2026 | Perspectives
The Future of Cinema
Caolán O'Gorman and Alessa Savage in Truly Naked by Muriel d’Ansembourg
The 76th Edition marks the second year of the Berlinale’s Perspectives competition for filmmakers making their first fiction feature films, with the films competing for a 50,000 euro award endowed by GWFF. The 14 films in Perspectives showcase exceptional new voices in international cinema, from several countries including Argentina, Belgium, Brazil, Chile, China, France, Germany, Macedonia, Norway, Palestine, Philippines, the United States and the United Kingdom. While each film takes a unique approach to the dramatic or hybrid fiction form, all of them showcase significant new filmmaking talents and grant us a glimpse into the future of cinema.
Rafael Manuel returns to the Berlinale with Filipiñana, a feature adaptation of his Silver Bear winning short, that has a “tee-girl” investigating the sinister underbelly of an opulent country club. Other films exploring the tensions that test the boundaries of individual responsibility are Hangar rojo, from Juan Pablo Sallato, a tense thriller beautifully shot in black and white and A Prayer for the Dying from Dara Van Dusen, a stylistically bold revisionist Western.
17 by Kosara Mitic
The women of Manon Coubia’s Forêt Ivre have chosen to lead lives, alone, in the mountains, and the film brings this poetry of communing with nature and solitude to the screen beautifully. Conversely, the young women at the heart of Kosara Mitics’ emotional 17 lack agency until they form the bonds with each other that they need to survive the unchecked sexual assaults of their male classmates. While Muriel d’Ansembourg’s Truly Naked is confident and daring in its portrayal and interrogation of teenagers’ perceptions of sexuality and desire, looking at the porn industry from a feminist point-of-view, and its young stars give breakout performances.
And there are German stories, with acclaimed short film director Kai Stänicke delivering an ambitious period piece in Der Heimatlose, and Berlinale Talent’s alumnus Assaf Machnes taking us through a series of shifting encounters while the city of Berlin sleeps with Where To? .
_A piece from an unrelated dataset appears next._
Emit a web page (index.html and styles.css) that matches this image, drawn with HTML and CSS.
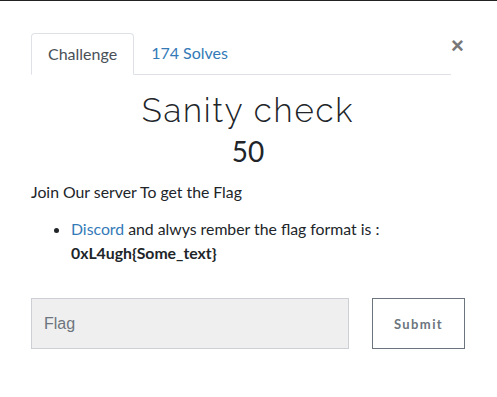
FILE: index.html
```html
<!DOCTYPE html>
<html>
<head>
<meta charset="utf-8">
<link rel="stylesheet" href="styles.css">
</head>
<body>
<div class="topline"></div>
<div class="modal">
  <div class="tabrow">
    <div class="tabs">
      <div class="tab active">Challenge</div>
      <div class="tab link">174 Solves</div>
    </div>
    <div class="close">&times;</div>
  </div>
  <h2 class="title">Sanity check</h2>
  <div class="points">50</div>
  <p class="desc">Join Our server To get the Flag</p>
  <ul class="list">
    <li><a class="blue">Discord</a> and alwys rember the flag format is :<br><b>0xL4ugh{Some_text}</b></li>
  </ul>
  <div class="form">
    <input class="flag" type="text" placeholder="Flag">
    <button class="submit">Submit</button>
  </div>
</div>
</body>
</html>
```
FILE: styles.css
```css
html, body { margin: 0; padding: 0; background: #fff; }
body { font-family: Lato, "Noto Sans", sans-serif; color: #212529; width: 497px; height: 397px; overflow: hidden; }
.topline { height: 1px; background: #222; }
.modal { padding: 32px 32px 0 31px; }
.tabrow { display: flex; align-items: flex-start; }
.tabs { display: flex; width: 420px; border-bottom: 1px solid #dee2e6; height: 41px; }
.tab { font-size: 16px; line-height: 20px; padding: 10px 16px 10px 16px; }
.tab.active { color: #495057; border: 1px solid #dee2e6; border-bottom: 1px solid #fff; border-radius: 4px 4px 0 0; margin-bottom: -1px; }
.tab.link { color: #337ab7; padding-left: 17px; }
.close { font-size: 22px; font-weight: 700; color: #777; line-height: 20px; margin-left: 0; margin-top: 3px; font-family: "Liberation Sans", sans-serif; }
.title { font-family: "Raleway", Lato, sans-serif; font-weight: 300; font-size: 33px; letter-spacing: 1.8px; text-align: center; margin: 16px 0 0; line-height: 40px; color: #212529; }
.points { text-align: center; font-size: 28px; line-height: 34px; margin-top: 3px; }
.desc { font-size: 15.8px; margin: 13px 0 0; line-height: 22px; }
.list { margin: 14px 0 0; padding-left: 40px; font-size: 15.8px; line-height: 24px; }
.blue { color: #337ab7; }
.form { display: flex; margin-top: 33px; }
.flag { width: 318px; height: 51px; box-sizing: border-box; background: #efefef; border: 1px solid #ccd0d5; padding: 0 12px; font-family: "Liberation Sans", sans-serif; font-size: 16px; outline: none; }
.flag::placeholder { color: #6c757d; }
.submit { margin-left: 23px; width: 93px; height: 51px; box-sizing: border-box; background: #fff; border: 1px solid #6c757d; color: #6c757d; font-family: Lato, sans-serif; font-weight: 700; font-size: 13px; letter-spacing: 1.4px; }
```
Rita Pauls and Milo Barría in El Tren Fluvial by Lorenzo Ferro & Lucas A. Vignale
Distinct and intimate storytelling from direction duo Lorenzo Ferro and Lucas A. Vignale has the young protagonist of El Tren Fluvial making an escape from the countryside of Argentina to the big city of his dreams, Buenos Aires. While, the janitor of Xu Zao’s animated film Han ye deng zhu, lives in a future where space travel is no longer a dream, but he is stuck on the dilapidated lot of a bankrupt movie studio in China.
There are themes of loneliness and grief in Grace Passô’s Nosso segredo, unflinching in its portrait of a family unable to recover from the loss of their patriarch. And in the deeply personal, Take Me Home, from Liz Sargent, grief is compounded by the challenge of living with a disability. Coming-of-age in the face of the violence and brutality of youth detention centres is taken on by Ashley Walters who assembles an impressive young cast for Animol.
Chronicles From the Siege by Abdallah Alkhatib
With his fiction debut Chronicles From the Siege, Abdallah Alkhatib takes us into a nameless city under siege where bodies and minds are equally under attack; and ordinary people are forced to reckon with starvation, inadequate medical treatment, snipers and bombs, as they continue to live, seeking friendship, love, intimacy; and the pleasure of a cigarette.
Through their films, these first-time fiction filmmakers show us that they are fluent in the languages of cinema, have bold ideas, and offer us new ways of seeing the world. That this is the future of cinema bodes very well indeed.
The Perspectives competition is comprised of 14 feature films, of which twelve are world premieres, one of which is an international premiere, and one is a European premiere.
In partnership with GWFF (Gesellschaft zur Wahrnehmung von Film- und Fernsehrechten), the Berlinale will award 50,000 euros to one film selected by the Perspectives jury for the section’s top prize, courtesy of GWFF.